En México, la pesadilla sangrienta que rodea todo el horror del narcotráfico y sus círculos concéntricos parecía cómodamente alejado de la Ciudad de México, pero en cuanto empezaron a surgir colgados en los puentes de la capital o decapitados en las colonias de la otrora ciudad utópica hasta la música de los narcocorridos y la parafernalia del contrabando y la traición se volvieron dolores urbanos, tan lejos del llano en llamas. Lleva razón Juan Villoro cuando declara que ya son muchos mexicanos de varias edades quienes hemos aprendido geografía por vía de las desgracias; los nombres de los lugares de matanza, secuestro y desahucio se han vuelto tatuajes comunes en la piel generalizada y aunque quedan en la amnesia muchos paisajes de la desgracia, es verdad innegable que el doloroso peso de los hechos complica la vieja táctica donde las heridas se volvían cicatriz muy rápidamente. Lo mismo puede decirse del mundo entero, donde las noticias de volcanes en erupción o revoluciones en ebullición tardaban en telegrafiarse el tiempo apenas necesario para que sus dolores aminaran o al menos se digerían sabiéndolos pasados.
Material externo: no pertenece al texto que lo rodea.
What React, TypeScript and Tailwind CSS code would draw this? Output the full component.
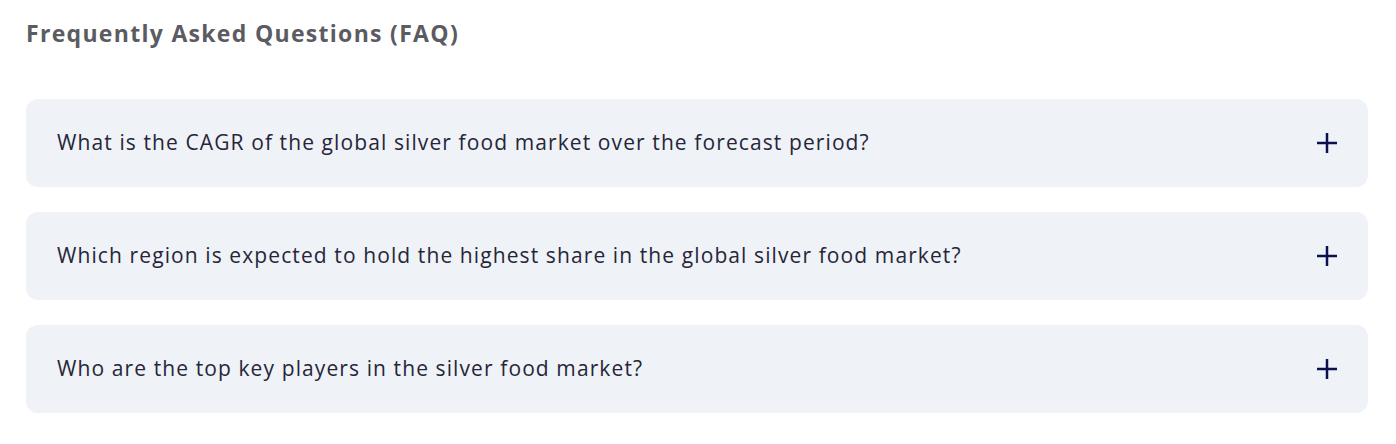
import React, { useState } from 'react';

const questions = [
  'What is the CAGR of the global silver food market over the forecast period?',
  'Which region is expected to hold the highest share in the global silver food market?',
  'Who are the top key players in the silver food market?',
];

const PlusIcon: React.FC = () => (
  <svg width="22" height="22" viewBox="0 0 22 22" className="shrink-0">
    <path d="M11 1v20M1 11h20" stroke="#0b1150" strokeWidth="2.5" />
  </svg>
);

export default function App() {
  const [open, setOpen] = useState<number | null>(null);

  return (
    <div className="bg-white min-h-screen px-[26px] pt-[18px] pb-8 font-['Open_Sans',sans-serif]">
      <h2 className="text-[23px] font-bold text-[#5b5b62] tracking-[1.3px] leading-[30px] font-['Open_Sans',sans-serif]">
        Frequently Asked Questions (FAQ)
      </h2>

      <div className="mt-[51px] flex flex-col gap-[25px] w-[1342px]">
        {questions.map((q, i) => (
          <button
            key={q}
            onClick={() => setOpen(open === i ? null : i)}
            className="h-[88px] w-full flex items-center justify-between bg-[#eff2f7] rounded-[12px] pl-[31px] pr-[30px] text-left"
          >
            <span className="text-[21px] text-[#262638] font-['Open_Sans',sans-serif] tracking-[1.1px] leading-[28px] -mt-[3px]">{q}</span>
            <PlusIcon />
          </button>
        ))}
      </div>
    </div>
  );
}
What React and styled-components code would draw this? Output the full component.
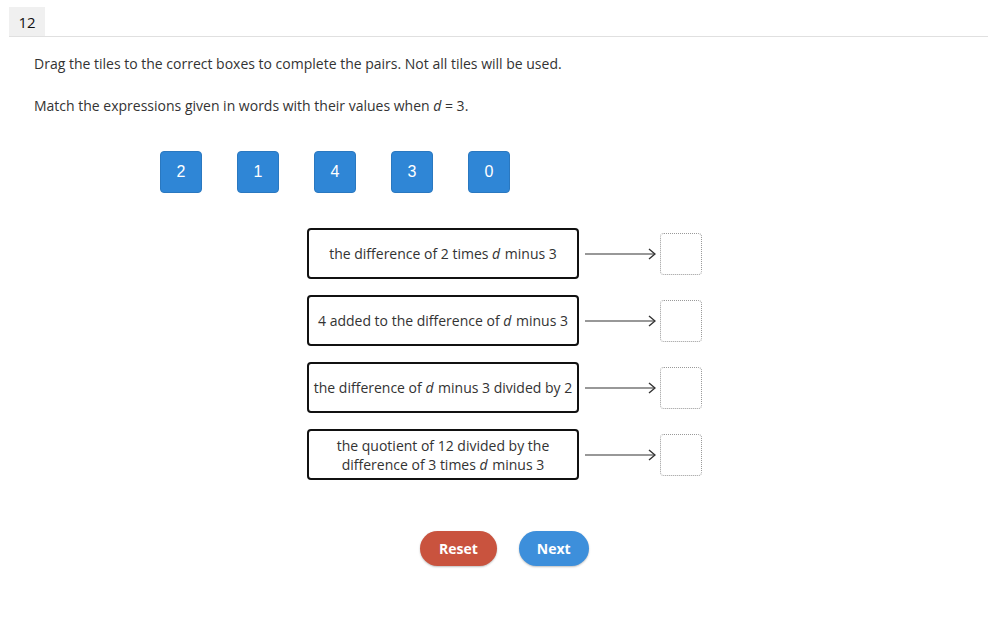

Hoy, el pasado o lo pasado es ese instante apenas perceptible con el que el presente deja de ser trending topic, pero también ese kilometraje sensorial que determina que mientras más lejos en mapas estallan las bombas, menor es el ruidero que debería ensordecernos con el mismo decibelaje que llevamos en los audífonos. Quien se pintó la cara en la foto del feis con la bandera de Francia debería –en teoría—hacer lo mismo con los tres colores de Bélgica, pero es evidente que hay un código de insensibilidad, hartazgo y quizá incluso imposibilidad que explica que a nadie se le ocurrió tatuarse la cara con la bandera de Pakistán (quizá porque ni se conoce que sus colores también llevan el verde) o porque la atroz matanza de familias cristianas que pretendían celebrar la Pascua en un parque de diversiones explotaron precisamente en un lugar alejado de la Tour Eiffel que todos creen llevar en el bolsillo. Desde luego, de esto no se habla con frecuencia y el tan sólo tocar el tema de la condescendencia puede agriar la más apacible de las sobremesas en familia, pero no por ello deja de ser una inquietud digna de reflexión. Entre el mar de prójimos y próximos con los que se convive a diario, el océano de transeúntes que comparten el mismo vagón del Metro o los cientos de vecinos que andan por las mismas calles donde uno acostumbra caminar no es difícil identificar a los callados rostros o los afligidos párpados que cumplen en silencio la etimología de la palabra condolencia, condolidos cada uno a su manera por dolores sin importar el tiempo o la distancia que supuestamente los alivia o supera al apartarlos del instante, ese instante fugaz en el que la vida sigue y uno prosigue con lo que tiene que hacer. Ante la acelerada velocidad con la que supuestamente se pasan por alto las desgracias constantes de todos los días, la bondad del justo se revela en el instante de silencio o el momento de íntimo dolor con el que detiene las yemas de los dedos sobre la página del periódico que los comunica o la pantalla táctil que los comunica al instante, ese otro instante que no obsta ni invalida el silencio que todo esto merece.